Una de las anécdotas más llamativas es el recorrido que él hacía junto a su padre, llevando un rollo con la misma película para proyectarla en distintos pueblos porque no podían pagarla para cada uno de los cines que regentaba. Esto se debía, explica, a que en ese entonces tenían que comprar las películas por lotes y, entre tantas, venía una sola buena, que era la que proyectaban. La cuestión es que “mentían” a la distribuidora, diciéndole que la contrataban para un solo pueblo, mientras que la reproducían en toda la provincia.

O cómo en una ocasión, en pleno verano, regresando a las tres de la madrugada, unas quinientas personas se encontraban en las afueras del cine, tomando el fresco y esperando que ellos volvieran con la película para disfrutarla. Un acontecimiento que revela cierta locura que el cine ocasiona en quienes se acercan a él: “El cine engancha; en especial el ambiente de alegría. No es igual ver una película solo que con público, no es igual ver una película en el móvil que verla acompañado en una sala. Es un verdadero espectáculo cinematográfico”.

El resguardo de muchas de estas memorias son sus anotaciones. Tanto ha vivido que es necesario recurrir a los papeles donde tiene todo escrito para poder recordarlo. En su mente, sin embargo, quedan certezas bastante claras. “Vivir el cine es mi fuente de escape. El cine me ha hecho viajar muchísimo, conocer a gente, coleccionar con ilusión”. Mantener el museo abierto no es algo que le genere grandes ingresos, pero cada vez que la gente que se acerca y conversa con él, realmente se emociona. Es una experiencia que va más allá de ser un coleccionista, el cine es todo para él.

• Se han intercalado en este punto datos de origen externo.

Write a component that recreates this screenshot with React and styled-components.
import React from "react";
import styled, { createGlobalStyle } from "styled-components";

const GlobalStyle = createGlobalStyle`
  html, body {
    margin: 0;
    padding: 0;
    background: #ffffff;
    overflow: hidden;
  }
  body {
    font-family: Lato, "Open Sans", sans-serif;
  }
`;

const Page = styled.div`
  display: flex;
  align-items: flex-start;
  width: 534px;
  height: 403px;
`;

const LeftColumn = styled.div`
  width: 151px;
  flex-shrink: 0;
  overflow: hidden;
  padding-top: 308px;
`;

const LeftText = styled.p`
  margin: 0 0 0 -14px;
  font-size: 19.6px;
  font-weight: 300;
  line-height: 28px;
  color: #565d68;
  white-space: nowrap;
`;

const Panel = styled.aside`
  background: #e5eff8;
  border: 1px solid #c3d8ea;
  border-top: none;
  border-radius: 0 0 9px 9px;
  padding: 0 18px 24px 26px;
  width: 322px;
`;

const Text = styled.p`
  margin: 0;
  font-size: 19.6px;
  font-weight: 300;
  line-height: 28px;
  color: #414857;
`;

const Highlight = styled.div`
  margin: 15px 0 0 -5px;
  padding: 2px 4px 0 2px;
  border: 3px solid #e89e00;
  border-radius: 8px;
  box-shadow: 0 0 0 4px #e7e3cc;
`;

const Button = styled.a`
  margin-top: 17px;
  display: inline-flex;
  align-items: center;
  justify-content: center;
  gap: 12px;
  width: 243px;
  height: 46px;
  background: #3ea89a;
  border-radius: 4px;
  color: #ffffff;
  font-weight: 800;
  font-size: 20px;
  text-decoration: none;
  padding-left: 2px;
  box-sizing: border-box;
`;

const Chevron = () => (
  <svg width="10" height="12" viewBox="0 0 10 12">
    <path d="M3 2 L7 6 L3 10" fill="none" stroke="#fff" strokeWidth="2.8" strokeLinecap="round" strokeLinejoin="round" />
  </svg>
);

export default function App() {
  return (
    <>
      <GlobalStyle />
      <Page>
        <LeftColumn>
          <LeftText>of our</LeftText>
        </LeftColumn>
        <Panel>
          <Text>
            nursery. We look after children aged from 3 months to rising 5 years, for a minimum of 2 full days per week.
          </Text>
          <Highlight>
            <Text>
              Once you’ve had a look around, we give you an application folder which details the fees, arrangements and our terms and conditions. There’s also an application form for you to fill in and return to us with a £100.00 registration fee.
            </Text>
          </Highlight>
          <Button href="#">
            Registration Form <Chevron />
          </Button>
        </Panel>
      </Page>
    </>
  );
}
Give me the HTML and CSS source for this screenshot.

Es cierto que luego de esta aproximación a la fascinación de Carlos Jiménez, probablemente sea fácil asumir que él es consciente de la belleza de este sitio y del valor que representa para Villarejo de Salvanés. Aunque la presunción es bastante cierta, y él tiene claro que alberga un tesoro invaluable, manifiesta que está tan acostumbrado a ver las mismas piezas todos los días, que a veces olvida cuánto las aprecia. ¿Será porque a veces resulta más sencillo amar las cosas desde afuera? ¿O porque en ocasiones nos deslumbramos por la novedad? Cuando alguien le pregunta cuál es la que entre todas le gusta más, él responde, sin titubeos: “La que todavía me falta por tener”.